Indeed, historical perspective implicitly justifies neglecting the sasha. Historians
tell us how we are too close to whichever recent event we are discussing to be able to
step back and view it in context. As new material becomes available in archives, they
claim, or as the consequences of actions become clearer over time, we can reach a more
“objective” assessment. The passage of time does not in itself provide perspective,
however. Information is lost as well as gained over time.

At this point we might usefully recall a few changes in perspective noted in earlier
chapters. Woodrow Wilson enjoys a dramatically more positive ranking now than in 1920. The
improvement did not derive from the discovery of fresh information on his administration
but from the ideological needs of the late 1940s and early 1950s. In those years white
historians would hardly fault Wilson for segregating the federal government, because no
consensus held that racial segregation was wrong. The foremost public issue of that
postwar era was not race relations but the containment of communism. During the Cold War
our government operated as it did under Wilson, with semideclared wars, executive
deception of Congress, and suppression of civil liberties in the name of anticommunism.
Wilson's policies, controversial and unpopular in 1920, had become ordinary by the 1950s.
Statesmen and historians of the 1950s rejected and even trivialized isolationism.

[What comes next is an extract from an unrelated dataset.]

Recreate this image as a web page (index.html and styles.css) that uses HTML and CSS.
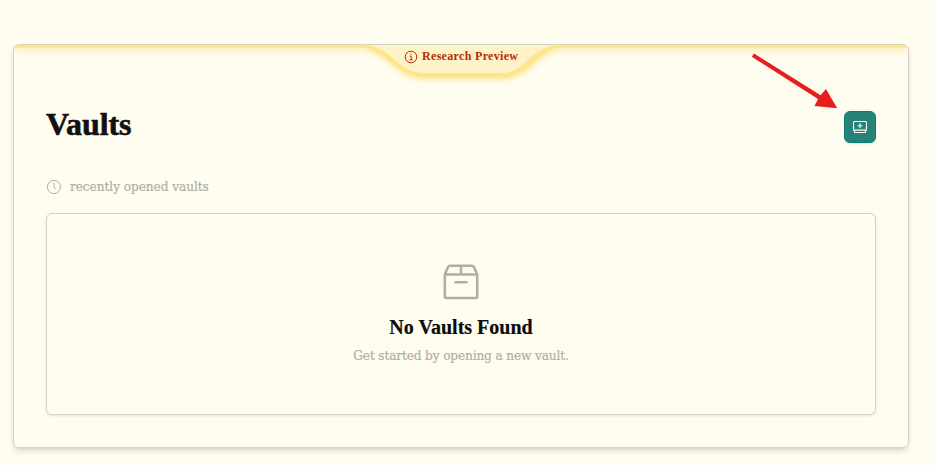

Interested in pushing the United Nations, then thoroughly under U.S. influence, they
appreciated Wilson's efforts on behalf of the League of Nations. N. Gordon Levin, Jr., put
it neatly: “Ultimately, in the post-World War II period, Wilsonian values would have their
complete triumph in the bi-partisan Cold War consensus.”" Thus Wilson's improved
evaluation in today's textbooks can be attributed largely to the fact that the ideological
needs of the 1950s, when Wilson was in the zamani, were different from those of the 1920s,
when he was passing into the sasha.

The mistreatment and enslavement of the Caribbean Indians by the Spaniards was noted by
Bartolome de las Casas and others while Columbus was still in the sasha. Later, however,
Columbus was lionized as a daring man of science who disproved the flat-earth notion and
opened a new hemisphere to progress. This nineteenth-century Columbus appealed to a nation
concluding three hundred years of triumphant warfare over Indian nations. But by 1992
Columbus the exploiter had begun receiving equal billing with Columbus the explorer, and
many Columbus celebrations drew countercelebrations, often mounted by Native Americans.

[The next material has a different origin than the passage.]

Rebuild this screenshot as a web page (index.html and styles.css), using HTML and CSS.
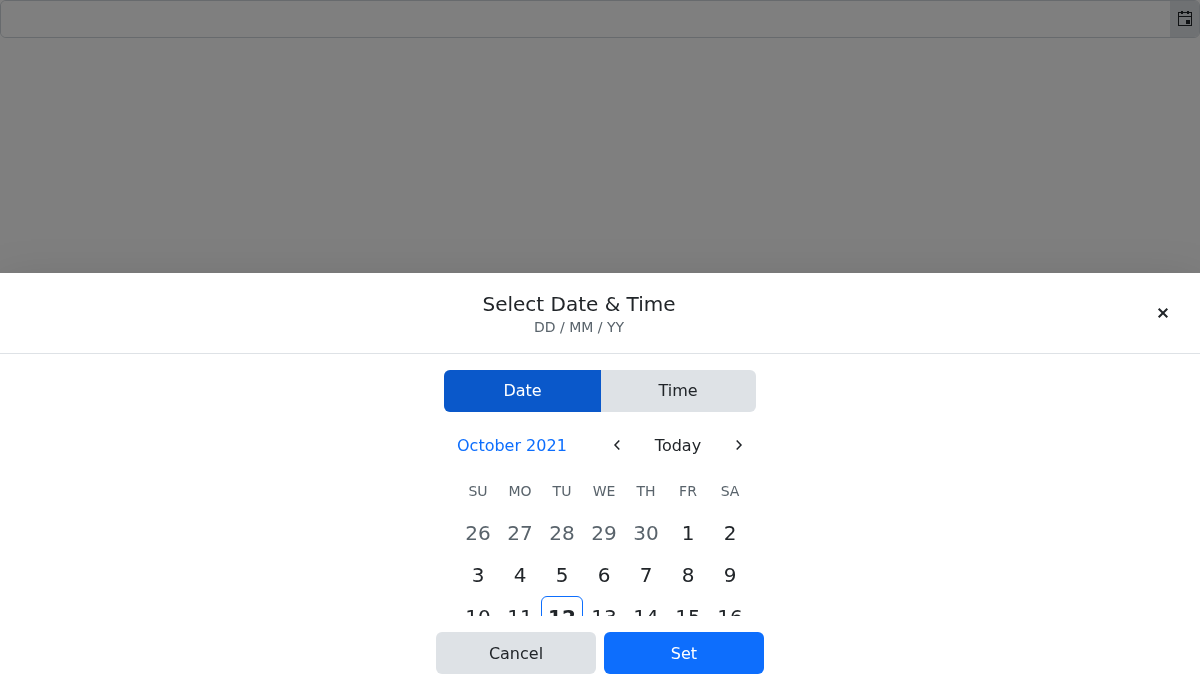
FILE: index.html
```html
<!DOCTYPE html>
<html lang="en">
<head>
<meta charset="utf-8">
<title>Date and time picker</title>
<link rel="stylesheet" href="styles.css">
</head>
<body>
<div class="picker">
  <input class="picker-input" type="text" aria-label="Date and time">
  <button class="picker-toggle" aria-label="Open">
    <svg width="16" height="16" viewBox="0 0 16 16"><path fill="currentColor" fill-rule="evenodd" d="M4 0h2v1h4V0h2v1h3v14H1V1h3zM2 2v3h12V2h-2v1h-2V2H6v1H4V2zM2 6v8h12V6zM9 9h4v4H9z"/></svg>
  </button>
</div>
<div class="overlay"></div>
<section class="sheet">
  <header class="sheet-header">
    <div class="titles">
      <div class="title">Select Date &amp; Time</div>
      <div class="subtitle">DD / MM / YY</div>
    </div>
    <button class="icon-button close" aria-label="Close">
      <svg width="16" height="16" viewBox="0 0 16 16"><path d="M3.7 3.7l8.6 8.6M12.3 3.7l-8.6 8.6" fill="none" stroke="currentColor" stroke-width="2"/></svg>
    </button>
  </header>
  <div class="sheet-content">
    <div class="tabs">
      <button class="tab selected">Date</button>
      <button class="tab">Time</button>
    </div>
    <div class="calendar">
      <div class="calendar-header">
        <button class="month">October 2021</button>
        <div class="nav">
          <button class="icon-button" aria-label="Previous"><svg width="16" height="16" viewBox="0 0 16 16"><path d="M10.3 3.5L6 8l4.3 4.5" fill="none" stroke="currentColor" stroke-width="1.5"/></svg></button>
          <button class="today">Today</button>
          <button class="icon-button" aria-label="Next"><svg width="16" height="16" viewBox="0 0 16 16"><path d="M5.7 3.5L10 8l-4.3 4.5" fill="none" stroke="currentColor" stroke-width="1.5"/></svg></button>
        </div>
      </div>
      <div class="days">
        <span class="weekday">SU</span><span class="weekday">MO</span><span class="weekday">TU</span><span class="weekday">WE</span><span class="weekday">TH</span><span class="weekday">FR</span><span class="weekday">SA</span>
        <span class="day other">26</span><span class="day other">27</span><span class="day other">28</span><span class="day other">29</span><span class="day other">30</span><span class="day">1</span><span class="day">2</span>
        <span class="day">3</span><span class="day">4</span><span class="day">5</span><span class="day">6</span><span class="day">7</span><span class="day">8</span><span class="day">9</span>
        <span class="day">10</span><span class="day">11</span><span class="day current">12</span><span class="day">13</span><span class="day">14</span><span class="day">15</span><span class="day">16</span>
      </div>
    </div>
  </div>
  <footer class="actions">
    <button class="action">Cancel</button>
    <button class="action primary">Set</button>
  </footer>
</section>
</body>
</html>
```

FILE: styles.css
```css
* { box-sizing: border-box; }
body {
  margin: 0;
  height: 682px;
  overflow: hidden;
  background: #fff;
  color: #212529;
  font: 16px/24px "DejaVu Sans", sans-serif;
}
button {
  border: 0;
  padding: 0;
  background: none;
  color: inherit;
  font: inherit;
}
svg { display: block; }
.picker {
  display: flex;
  height: 38px;
  border: 1px solid #ced4da;
  border-radius: 6px;
  overflow: hidden;
}
.picker-input {
  flex: 1;
  min-width: 0;
  border: 0;
  padding: 0 12px;
  font: inherit;
}
.picker-toggle {
  display: flex;
  align-items: center;
  justify-content: center;
  width: 29px;
  padding-left: 1px;
  background: #dee2e6;
}
.overlay {
  position: fixed;
  inset: 0;
  background: rgba(0, 0, 0, .5);
}
.sheet {
  position: fixed;
  left: 0;
  right: 0;
  bottom: 0;
  display: flex;
  flex-direction: column;
  height: 409px;
  background: #fff;
  box-shadow: 0 16px 48px rgba(0, 0, 0, .175);
}
.sheet-header {
  display: flex;
  align-items: center;
  height: 81px;
  padding: 0 16px;
  border-bottom: 1px solid #dee2e6;
}
.titles {
  flex: 1;
  padding-top: 4px;
  text-align: center;
}
.title {
  font-size: 20px;
  line-height: 25px;
}
.subtitle {
  color: #59636b;
  font-size: 14px;
  line-height: 21px;
}
.icon-button {
  display: flex;
  align-items: center;
  justify-content: center;
  width: 42px;
  height: 42px;
}
.sheet-content {
  flex: 1;
  min-height: 0;
  padding-top: 16px;
  overflow: hidden;
}
.tabs {
  display: flex;
  width: 312px;
  height: 42px;
  margin: 0 auto;
  border-radius: 6px;
  overflow: hidden;
  background: #dee2e6;
}
.tab {
  flex: 1;
  padding-right: 1px;
}
.tab.selected {
  flex: 0 0 157px;
  padding-right: 0;
  background: #0a58ca;
  color: #fff;
}
.calendar {
  width: 328px;
  margin: 0 auto;
  padding: 12px 4px 0;
}
.calendar-header {
  display: flex;
  justify-content: space-between;
  height: 42px;
}
.month {
  padding: 2px 0 0 17px;
  color: #0d6efd;
}
.nav { display: flex; }
.today {
  width: 80px;
  padding: 2px 0 0;
}
.days {
  display: grid;
  grid-template-columns: repeat(7, 42px);
  grid-auto-rows: 42px;
  justify-content: end;
  padding: 4px 9px 0 0;
}
.weekday, .day {
  display: flex;
  align-items: center;
  justify-content: center;
}
.weekday {
  color: #59636b;
  font-size: 14px;
}
.day { font-size: 20px; }
.day.other { color: #59636b; }
.day.current {
  border: 1px solid #0d6efd;
  border-radius: 6px;
  font-weight: bold;
}
.actions {
  display: flex;
  justify-content: center;
  gap: 8px;
  height: 66px;
  padding: 16px 0 8px;
}
.action {
  width: 160px;
  padding-top: 2px;
  border-radius: 6px;
  background: #dee2e6;
}
.action.primary {
  background: #0d6efd;
  color: #fff;
}
```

The “new” Columbus, closer to the Columbus of the sasha, appealed to a nation that had to get along with dozens of former colonies, now
new nations. The contrast between the 1892 and 1992 celebrations of Columbus's first
voyage again shows the effect of different vantage points.

The Confederate myth of Reconstruction first permeated the historical literature during
the nadir of race relations, from 1890 to 1920, and hung on in textbooks until the 1960s.

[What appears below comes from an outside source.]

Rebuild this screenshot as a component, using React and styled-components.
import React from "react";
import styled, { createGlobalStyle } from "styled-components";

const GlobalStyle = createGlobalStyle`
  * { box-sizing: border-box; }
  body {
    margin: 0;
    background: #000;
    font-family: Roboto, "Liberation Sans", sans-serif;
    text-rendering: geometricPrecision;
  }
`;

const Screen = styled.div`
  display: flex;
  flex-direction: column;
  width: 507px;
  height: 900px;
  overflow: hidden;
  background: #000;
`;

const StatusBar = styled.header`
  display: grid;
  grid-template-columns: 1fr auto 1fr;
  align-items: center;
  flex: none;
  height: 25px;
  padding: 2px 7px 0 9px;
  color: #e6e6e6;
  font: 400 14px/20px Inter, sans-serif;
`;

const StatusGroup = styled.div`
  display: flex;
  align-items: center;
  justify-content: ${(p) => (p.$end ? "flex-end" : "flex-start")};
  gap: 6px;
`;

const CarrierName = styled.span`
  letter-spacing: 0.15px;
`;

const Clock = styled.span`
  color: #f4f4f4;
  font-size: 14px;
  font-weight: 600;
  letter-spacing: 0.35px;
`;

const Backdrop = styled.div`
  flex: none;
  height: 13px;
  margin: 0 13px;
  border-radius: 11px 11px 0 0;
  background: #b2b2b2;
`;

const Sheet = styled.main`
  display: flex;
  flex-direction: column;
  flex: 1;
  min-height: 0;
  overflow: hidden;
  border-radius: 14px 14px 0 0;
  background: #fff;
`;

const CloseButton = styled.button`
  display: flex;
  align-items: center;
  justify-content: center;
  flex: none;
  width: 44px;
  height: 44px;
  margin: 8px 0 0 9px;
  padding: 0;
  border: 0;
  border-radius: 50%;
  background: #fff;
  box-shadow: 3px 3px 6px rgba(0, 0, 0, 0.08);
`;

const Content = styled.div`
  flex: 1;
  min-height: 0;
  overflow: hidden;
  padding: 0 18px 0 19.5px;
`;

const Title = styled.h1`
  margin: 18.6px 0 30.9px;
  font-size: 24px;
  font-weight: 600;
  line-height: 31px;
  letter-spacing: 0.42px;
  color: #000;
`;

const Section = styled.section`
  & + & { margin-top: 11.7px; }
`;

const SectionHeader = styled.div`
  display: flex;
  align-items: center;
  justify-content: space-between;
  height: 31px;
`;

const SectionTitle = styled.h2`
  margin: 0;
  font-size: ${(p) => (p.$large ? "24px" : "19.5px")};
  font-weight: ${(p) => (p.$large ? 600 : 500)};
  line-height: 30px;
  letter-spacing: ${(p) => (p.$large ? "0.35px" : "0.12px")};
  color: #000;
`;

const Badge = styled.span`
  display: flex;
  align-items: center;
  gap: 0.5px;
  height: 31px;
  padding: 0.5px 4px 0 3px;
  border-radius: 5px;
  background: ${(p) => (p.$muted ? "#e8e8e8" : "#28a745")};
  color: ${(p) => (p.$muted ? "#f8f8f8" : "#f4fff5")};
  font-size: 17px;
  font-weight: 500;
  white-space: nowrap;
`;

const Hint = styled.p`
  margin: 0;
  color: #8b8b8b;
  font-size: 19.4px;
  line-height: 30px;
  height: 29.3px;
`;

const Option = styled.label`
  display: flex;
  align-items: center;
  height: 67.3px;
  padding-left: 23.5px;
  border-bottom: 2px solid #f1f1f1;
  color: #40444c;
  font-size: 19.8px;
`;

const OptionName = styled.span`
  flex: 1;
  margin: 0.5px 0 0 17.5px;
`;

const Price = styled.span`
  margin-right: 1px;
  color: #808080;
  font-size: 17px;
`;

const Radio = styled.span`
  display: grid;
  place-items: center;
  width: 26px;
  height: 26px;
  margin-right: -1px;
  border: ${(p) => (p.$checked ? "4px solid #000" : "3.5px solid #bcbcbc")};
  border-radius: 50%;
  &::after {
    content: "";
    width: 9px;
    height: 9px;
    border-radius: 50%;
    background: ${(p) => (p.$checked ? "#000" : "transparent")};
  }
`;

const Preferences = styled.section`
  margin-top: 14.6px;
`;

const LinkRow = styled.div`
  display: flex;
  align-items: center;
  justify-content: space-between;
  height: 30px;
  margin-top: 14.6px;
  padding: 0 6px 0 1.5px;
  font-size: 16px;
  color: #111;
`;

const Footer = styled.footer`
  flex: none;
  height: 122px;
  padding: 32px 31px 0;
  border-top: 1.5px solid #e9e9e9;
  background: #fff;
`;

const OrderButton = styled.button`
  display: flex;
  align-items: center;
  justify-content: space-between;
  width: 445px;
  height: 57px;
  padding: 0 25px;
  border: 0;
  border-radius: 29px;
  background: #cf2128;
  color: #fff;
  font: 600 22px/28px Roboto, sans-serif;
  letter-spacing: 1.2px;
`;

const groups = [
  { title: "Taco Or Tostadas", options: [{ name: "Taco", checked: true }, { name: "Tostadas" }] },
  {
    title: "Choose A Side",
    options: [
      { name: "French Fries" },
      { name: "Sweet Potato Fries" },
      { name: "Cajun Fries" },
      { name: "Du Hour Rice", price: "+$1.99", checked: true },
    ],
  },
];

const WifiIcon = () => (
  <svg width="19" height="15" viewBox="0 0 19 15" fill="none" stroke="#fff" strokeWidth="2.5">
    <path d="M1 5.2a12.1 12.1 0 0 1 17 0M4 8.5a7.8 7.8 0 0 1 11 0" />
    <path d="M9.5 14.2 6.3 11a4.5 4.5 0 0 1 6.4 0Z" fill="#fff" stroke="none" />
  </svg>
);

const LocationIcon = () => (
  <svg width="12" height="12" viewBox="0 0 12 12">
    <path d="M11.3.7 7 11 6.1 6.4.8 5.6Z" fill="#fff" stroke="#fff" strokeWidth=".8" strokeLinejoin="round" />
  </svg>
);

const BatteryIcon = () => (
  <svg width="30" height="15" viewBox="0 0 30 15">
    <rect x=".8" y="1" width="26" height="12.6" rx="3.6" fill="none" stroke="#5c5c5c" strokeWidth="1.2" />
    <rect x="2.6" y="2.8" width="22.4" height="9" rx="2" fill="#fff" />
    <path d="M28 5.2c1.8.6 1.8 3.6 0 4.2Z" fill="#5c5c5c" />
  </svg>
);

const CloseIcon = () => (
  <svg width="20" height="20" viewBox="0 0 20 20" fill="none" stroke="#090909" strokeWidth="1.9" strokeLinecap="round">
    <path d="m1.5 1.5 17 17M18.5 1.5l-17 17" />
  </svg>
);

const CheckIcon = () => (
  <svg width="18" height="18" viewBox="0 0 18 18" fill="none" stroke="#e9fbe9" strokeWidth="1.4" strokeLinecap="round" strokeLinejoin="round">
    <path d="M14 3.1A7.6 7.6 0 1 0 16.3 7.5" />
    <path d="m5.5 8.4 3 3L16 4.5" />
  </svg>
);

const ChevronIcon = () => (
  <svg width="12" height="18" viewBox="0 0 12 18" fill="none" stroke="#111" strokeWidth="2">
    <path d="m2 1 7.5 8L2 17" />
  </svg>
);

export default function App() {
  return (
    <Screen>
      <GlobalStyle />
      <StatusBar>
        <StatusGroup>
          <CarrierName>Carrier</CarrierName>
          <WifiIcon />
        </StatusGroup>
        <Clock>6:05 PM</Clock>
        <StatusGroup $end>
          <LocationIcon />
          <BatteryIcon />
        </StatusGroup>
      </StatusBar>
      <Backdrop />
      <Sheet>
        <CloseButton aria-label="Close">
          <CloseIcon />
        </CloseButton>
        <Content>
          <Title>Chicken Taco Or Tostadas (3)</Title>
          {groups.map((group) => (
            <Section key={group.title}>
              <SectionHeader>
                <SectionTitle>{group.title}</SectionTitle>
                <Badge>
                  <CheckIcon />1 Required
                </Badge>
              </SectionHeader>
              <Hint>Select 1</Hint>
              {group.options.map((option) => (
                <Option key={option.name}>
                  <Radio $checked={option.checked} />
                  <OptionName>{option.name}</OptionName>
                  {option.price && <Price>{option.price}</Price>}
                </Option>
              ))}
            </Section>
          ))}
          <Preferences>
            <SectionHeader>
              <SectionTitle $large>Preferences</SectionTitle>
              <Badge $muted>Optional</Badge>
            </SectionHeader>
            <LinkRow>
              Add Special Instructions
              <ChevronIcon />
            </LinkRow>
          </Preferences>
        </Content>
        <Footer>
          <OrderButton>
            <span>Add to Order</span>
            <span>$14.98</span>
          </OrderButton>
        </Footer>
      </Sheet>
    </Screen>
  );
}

Reconstruction regimes came to be portrayed as illegitimate and corrupt examples of
“Negro domination,” Now historians have returned to the view of Reconstruction put forth
in earlier histories, written while Republican governments still administered the Southern
states. Eric Foner hails the change as due to “objective scholarship and modern
experience,” a turn of phrase that concisely links the two key causes. Objective
scholarship does exist in history, which is why I risk words like truth and lies. Mere chronological distance did not promote a more accurate depiction of Reconstruction.
Because the facts about Reconstruction simply did not suit the “modern experience” of the
nadir period, they lay mute during the early decades of the twentieth century,
overlooked by most historians. Not until the civil rights movement altered “modern
experience” could the facts speak to us.

Historical perspective is thus not a by-product of the passage of time. A more accurate
view derives from Leon Festinger's theory of cognitive dissonance, which suggests that
the social practices of the period when history is written largely determine that
history's perspective on the past.29 Objective scholarship must be linked with a modern experience that permits it to prevail.
The claim of inadequate historical perspective will not do as an excuse for ignoring the
sasha. Historians have no reason other than timidity for avoiding a full and thoughtful
exposition of our recent past.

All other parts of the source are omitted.